Una pendolare romana ha deciso di prendersi un periodo di aspettativa a lavoro perché esanime dalla sempre peggiore situazione dei trasporti pubblici

Se proprio ieri vi avevamo parlato delle due ragazzine costrette ad un viaggio infinito per andare a scuola a causa della mancanza di collegamenti tra due località molto vicine tra loro, ecco di nuovo l’ennesima “vittima” dell’arretratezza della mobilità sostenibile italiana.

Questa volta ci spostiamo nel Lazio, a raccontare la storia di una dei tanti pendolari che si muove nella regione per raggiungere Roma. Loredana Merlo, 48 anni, parte per la Capitale ogni giorno da Manziana (RM), comune distante una sessantina di chilometri dal centro di Roma.

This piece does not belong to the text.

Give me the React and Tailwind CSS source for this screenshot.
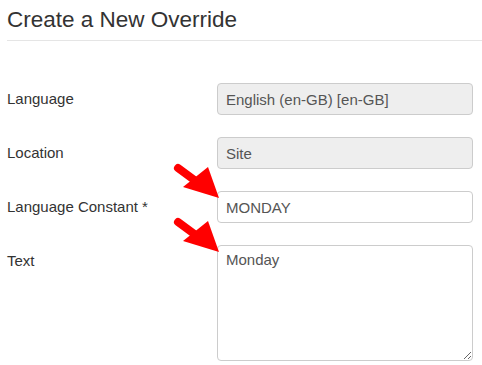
import React from 'react';

const font = { fontFamily: '"Liberation Sans", Arial, sans-serif' };

function Arrow() {
  return (
    <svg
      className="absolute left-[-46px] top-[-31px] pointer-events-none"
      width="50"
      height="42"
      viewBox="0 0 50 42"
    >
      <line x1="7" y1="8" x2="26" y2="22" stroke="#ff0000" strokeWidth="8" strokeLinecap="round" />
      <polygon points="12,27 37,7 48,38" fill="#ff0000" />
    </svg>
  );
}

function Field({ label, children, top }) {
  return (
    <>
      <div className={`flex text-[15px] text-[#333] ${top ? 'items-start pt-[5px]' : 'items-center'}`}>
        {label}
      </div>
      <div className="relative">{children}</div>
    </>
  );
}

const inputBase =
  'block w-full h-[32px] px-[8px] text-[15px] text-[#555] border border-[#cccccc] rounded-[4px] outline-none';

export default function App() {
  return (
    <div className="min-h-screen bg-white pl-[7px]" style={font}>
      <h2 className="pt-[7px] pb-[7px] text-[22.5px] leading-[26px] font-normal text-[#333] border-b border-[#e5e5e5]">
        Create a New Override
      </h2>

      <div className="mt-[42px] grid grid-cols-[210px_256px] gap-y-[22px]">
        <Field label="Language">
          <input disabled value="English (en-GB) [en-GB]" readOnly className={`${inputBase} bg-[#eeeeee]`} />
        </Field>

        <Field label="Location">
          <input disabled value="Site" readOnly className={`${inputBase} bg-[#eeeeee]`} />
        </Field>

        <Field label="Language Constant *">
          <input value="MONDAY" readOnly className={`${inputBase} bg-white`} />
          <Arrow />
        </Field>

        <Field label="Text" top>
          <textarea
            value="Monday"
            readOnly
            className="block w-full h-[116px] px-[8px] py-[4px] text-[15px] leading-[20px] text-[#555] bg-white border border-[#cccccc] rounded-[4px] outline-none resize-y"
          />
          <Arrow />
        </Field>
      </div>
    </div>
  );
}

Si dovrebbe però dire “partiva”, perché ha ufficialmente rinunciato al suo lavoro. Un tempo impiegava un’oretta per arrivare alla clinica dove faceva la fisioterapista. Ultimamente però ne impiega quattro. Un ritmo insostenibile che l’ha spinta ad una decisione estrema, come ha narrato all’edizione romana del Corriere della Sera:

Ho sopportato neve, nubifragi e ritardi. Ma ora basta, rinuncio e faccio causa a Trenitalia.

Si è presa un periodo di aspettativa non retribuita

Dopo aver tollerato di tutto, sostiene di non avere altra scelta. Una situazione che condivide con chi è molto meno fortunato di lei:

Tra i pendolari ci sono anziani e bambini sottoposti a chemioterapia. È una vergogna intollerabile. Quello che sta accadendo negli ultimi giorni è surreale. Siamo allo sbando da inizio settembre, treni che scompaiono senza alcuna comunicazione, navette che non si sa dove prendere, ci lasciano in mezzo alla strada per ore sotto sole e pioggia.

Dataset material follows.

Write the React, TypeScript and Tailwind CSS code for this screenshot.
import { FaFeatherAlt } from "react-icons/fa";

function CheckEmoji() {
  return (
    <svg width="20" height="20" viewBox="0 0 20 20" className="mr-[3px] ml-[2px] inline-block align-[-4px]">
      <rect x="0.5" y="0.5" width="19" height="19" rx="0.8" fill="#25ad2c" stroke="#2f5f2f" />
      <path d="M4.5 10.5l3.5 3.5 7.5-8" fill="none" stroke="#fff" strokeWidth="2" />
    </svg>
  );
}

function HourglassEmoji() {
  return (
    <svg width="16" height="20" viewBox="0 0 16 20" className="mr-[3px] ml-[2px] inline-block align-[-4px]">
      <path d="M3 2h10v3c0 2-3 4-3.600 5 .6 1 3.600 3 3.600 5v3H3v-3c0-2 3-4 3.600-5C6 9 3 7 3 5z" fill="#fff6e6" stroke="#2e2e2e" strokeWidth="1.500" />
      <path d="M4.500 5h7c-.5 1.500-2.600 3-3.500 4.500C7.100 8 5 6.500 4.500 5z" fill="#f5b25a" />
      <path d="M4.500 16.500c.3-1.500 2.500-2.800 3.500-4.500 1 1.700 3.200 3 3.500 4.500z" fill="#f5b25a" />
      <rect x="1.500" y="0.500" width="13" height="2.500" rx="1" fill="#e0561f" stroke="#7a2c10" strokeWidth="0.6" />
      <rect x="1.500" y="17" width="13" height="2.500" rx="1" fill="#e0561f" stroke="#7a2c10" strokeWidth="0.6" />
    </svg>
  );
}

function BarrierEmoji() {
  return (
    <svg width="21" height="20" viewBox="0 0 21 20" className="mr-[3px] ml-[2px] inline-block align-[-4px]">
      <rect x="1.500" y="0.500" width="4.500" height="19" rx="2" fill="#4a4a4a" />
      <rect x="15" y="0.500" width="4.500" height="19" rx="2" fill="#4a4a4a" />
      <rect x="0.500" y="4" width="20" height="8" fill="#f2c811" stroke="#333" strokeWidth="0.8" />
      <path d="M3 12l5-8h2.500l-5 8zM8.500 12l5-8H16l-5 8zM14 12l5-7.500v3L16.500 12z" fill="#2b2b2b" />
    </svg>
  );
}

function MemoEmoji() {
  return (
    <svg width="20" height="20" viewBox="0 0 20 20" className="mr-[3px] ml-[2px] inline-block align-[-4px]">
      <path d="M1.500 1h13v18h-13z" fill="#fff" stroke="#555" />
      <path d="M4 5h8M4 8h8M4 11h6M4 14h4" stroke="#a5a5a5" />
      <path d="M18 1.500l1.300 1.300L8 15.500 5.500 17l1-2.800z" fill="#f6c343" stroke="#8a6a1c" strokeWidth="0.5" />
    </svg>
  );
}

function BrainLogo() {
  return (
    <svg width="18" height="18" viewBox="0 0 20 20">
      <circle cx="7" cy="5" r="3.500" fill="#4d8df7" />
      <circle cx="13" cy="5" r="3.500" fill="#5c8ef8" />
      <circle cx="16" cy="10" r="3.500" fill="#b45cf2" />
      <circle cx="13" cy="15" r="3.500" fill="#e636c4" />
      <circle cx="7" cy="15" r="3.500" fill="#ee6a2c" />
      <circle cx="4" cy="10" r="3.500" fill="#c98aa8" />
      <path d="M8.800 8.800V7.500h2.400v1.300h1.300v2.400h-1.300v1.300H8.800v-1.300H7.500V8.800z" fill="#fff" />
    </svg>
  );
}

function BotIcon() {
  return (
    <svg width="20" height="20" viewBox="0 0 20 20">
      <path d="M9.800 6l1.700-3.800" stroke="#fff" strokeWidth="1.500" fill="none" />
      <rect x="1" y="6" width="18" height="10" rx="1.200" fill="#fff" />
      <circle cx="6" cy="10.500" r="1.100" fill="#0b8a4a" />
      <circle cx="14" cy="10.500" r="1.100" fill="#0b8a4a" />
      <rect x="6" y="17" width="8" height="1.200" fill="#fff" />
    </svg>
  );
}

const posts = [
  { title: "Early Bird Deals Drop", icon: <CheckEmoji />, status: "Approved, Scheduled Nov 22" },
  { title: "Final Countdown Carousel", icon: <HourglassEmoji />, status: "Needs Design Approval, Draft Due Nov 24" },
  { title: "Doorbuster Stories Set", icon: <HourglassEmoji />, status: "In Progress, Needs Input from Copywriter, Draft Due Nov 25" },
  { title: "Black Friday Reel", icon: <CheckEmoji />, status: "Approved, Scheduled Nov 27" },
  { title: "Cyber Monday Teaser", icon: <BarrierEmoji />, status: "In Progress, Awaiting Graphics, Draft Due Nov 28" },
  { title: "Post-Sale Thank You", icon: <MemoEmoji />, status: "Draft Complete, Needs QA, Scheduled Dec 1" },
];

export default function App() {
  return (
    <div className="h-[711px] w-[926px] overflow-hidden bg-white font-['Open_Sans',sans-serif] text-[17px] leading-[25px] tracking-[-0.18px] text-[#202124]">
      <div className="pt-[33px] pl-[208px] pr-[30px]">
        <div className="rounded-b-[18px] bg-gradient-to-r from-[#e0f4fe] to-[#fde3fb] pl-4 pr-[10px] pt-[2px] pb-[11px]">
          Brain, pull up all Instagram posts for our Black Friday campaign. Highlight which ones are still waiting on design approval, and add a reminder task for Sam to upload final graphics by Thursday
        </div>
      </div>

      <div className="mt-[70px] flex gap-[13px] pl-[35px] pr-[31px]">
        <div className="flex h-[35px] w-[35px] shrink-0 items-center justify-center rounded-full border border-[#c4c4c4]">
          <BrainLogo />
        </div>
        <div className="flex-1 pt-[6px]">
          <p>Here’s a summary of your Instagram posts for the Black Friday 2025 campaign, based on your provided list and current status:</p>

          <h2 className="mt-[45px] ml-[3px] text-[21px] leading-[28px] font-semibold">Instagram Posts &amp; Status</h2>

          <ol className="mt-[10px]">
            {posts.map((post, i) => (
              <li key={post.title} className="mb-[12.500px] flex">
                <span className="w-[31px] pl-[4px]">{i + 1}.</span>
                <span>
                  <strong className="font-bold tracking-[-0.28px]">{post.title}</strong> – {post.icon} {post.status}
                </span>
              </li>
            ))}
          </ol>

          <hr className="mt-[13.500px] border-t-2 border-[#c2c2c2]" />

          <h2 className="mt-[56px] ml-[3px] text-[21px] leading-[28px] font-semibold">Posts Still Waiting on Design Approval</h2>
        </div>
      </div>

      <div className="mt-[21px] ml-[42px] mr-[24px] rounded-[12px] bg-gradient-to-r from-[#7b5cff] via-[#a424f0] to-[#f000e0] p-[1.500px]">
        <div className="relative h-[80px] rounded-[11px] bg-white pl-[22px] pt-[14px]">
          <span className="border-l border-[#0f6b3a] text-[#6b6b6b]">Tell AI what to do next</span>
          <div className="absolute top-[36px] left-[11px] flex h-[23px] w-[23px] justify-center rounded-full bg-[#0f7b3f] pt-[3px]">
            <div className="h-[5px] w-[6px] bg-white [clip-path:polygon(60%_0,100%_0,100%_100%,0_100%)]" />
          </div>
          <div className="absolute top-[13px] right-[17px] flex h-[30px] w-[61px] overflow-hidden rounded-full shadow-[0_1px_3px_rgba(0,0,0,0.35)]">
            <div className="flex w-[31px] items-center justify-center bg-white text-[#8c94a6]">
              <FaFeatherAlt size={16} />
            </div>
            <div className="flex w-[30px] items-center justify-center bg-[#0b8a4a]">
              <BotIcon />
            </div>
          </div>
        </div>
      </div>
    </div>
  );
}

Di qui la decisione di fermarsi, senza stipendio, per un periodo di tempo nella speranza che qualcosa si smuova:

Ho cercato mezzi alternativi, ho perso tempo e salute. Lascio il mio posto da pendolare e mi metto in aspettativa non retribuita, nonostante paghi quasi 500 euro l’anno di abbonamento. Aspetto finché il servizio non tornerà normale senza sentirmi presa in giro da un’azienda che ci tratta come pedine.

La causa contro Trenitalia

E nel frattempo non sta a guardare, in quanto si è rivolta ad uno studio legale con l’intenzione di dar vita ad una causa contro Trenitalia. Vuole chiedere il risarcimento per i danni subìti, ma non per se stessa:

Non lo faccio per me, io mi sento una privilegiata, i miei datori di lavoro sono compresivi. Ma sono centinaia i cittadini che rischiano di perdere il posto. Spero che il mio percorso possa aiutare altri.

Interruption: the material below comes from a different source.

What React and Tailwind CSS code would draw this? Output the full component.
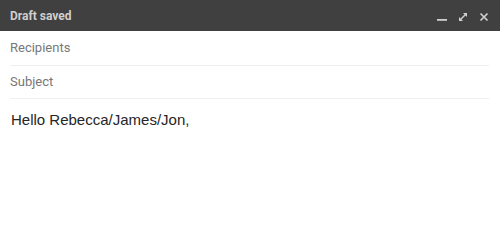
export default function App() {
  return (
    <div className="w-[500px] h-[250px] bg-white flex flex-col font-['Roboto',sans-serif]">
      <div className="h-[31px] bg-[#404040] flex items-center justify-between pl-[10px] pr-[10px]">
        <span className="text-[12px] font-bold text-[#cfcfcf]">Draft saved</span>
        <div className="flex items-center gap-[9px] text-[#cfcfcf] mt-[2px]">
          <svg width="12" height="12" viewBox="0 0 12 12">
            <rect x="1" y="8" width="10" height="1.8" fill="currentColor" />
          </svg>
          <svg width="12" height="12" viewBox="0 0 12 12">
            <path d="M3.5 8.5 L8.5 3.5" stroke="currentColor" strokeWidth="1.4" />
            <path d="M6 2 H10 V6 Z" fill="currentColor" />
            <path d="M2 6 V10 H6 Z" fill="currentColor" />
          </svg>
          <svg width="12" height="12" viewBox="0 0 12 12">
            <path d="M2.5 2.5 L9.5 9.5 M9.5 2.5 L2.5 9.5" stroke="currentColor" strokeWidth="1.7" />
          </svg>
        </div>
      </div>
      <div className="px-[10px] pr-[11px]">
        <div className="h-[35px] flex items-center border-b border-[#efefef] text-[13px] text-[#777]">
          Recipients
        </div>
        <div className="h-[33px] flex items-center border-b border-[#efefef] text-[13px] text-[#777]">
          Subject
        </div>
        <div className="pt-[10px] pl-px text-[15px] text-[#262626] font-['Liberation_Sans',Arial,sans-serif]">
          Hello Rebecca/James/Jon,
        </div>
      </div>
    </div>
  )
}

Insomma, ancora una volta spostarsi con i mezzi pubblici in Italia è un vero e proprio miraggio che obbliga i pendolari a rinunciare all’impiego di trasporti ben più eco-friendly a favore delle auto per chi ne ha una. O peggio ancora, come in questo caso, a rinunciare del tutto ad un lavoro nonostante un abbonamento lautamente pagato per un servizio totalmente (o quasi) inesistente.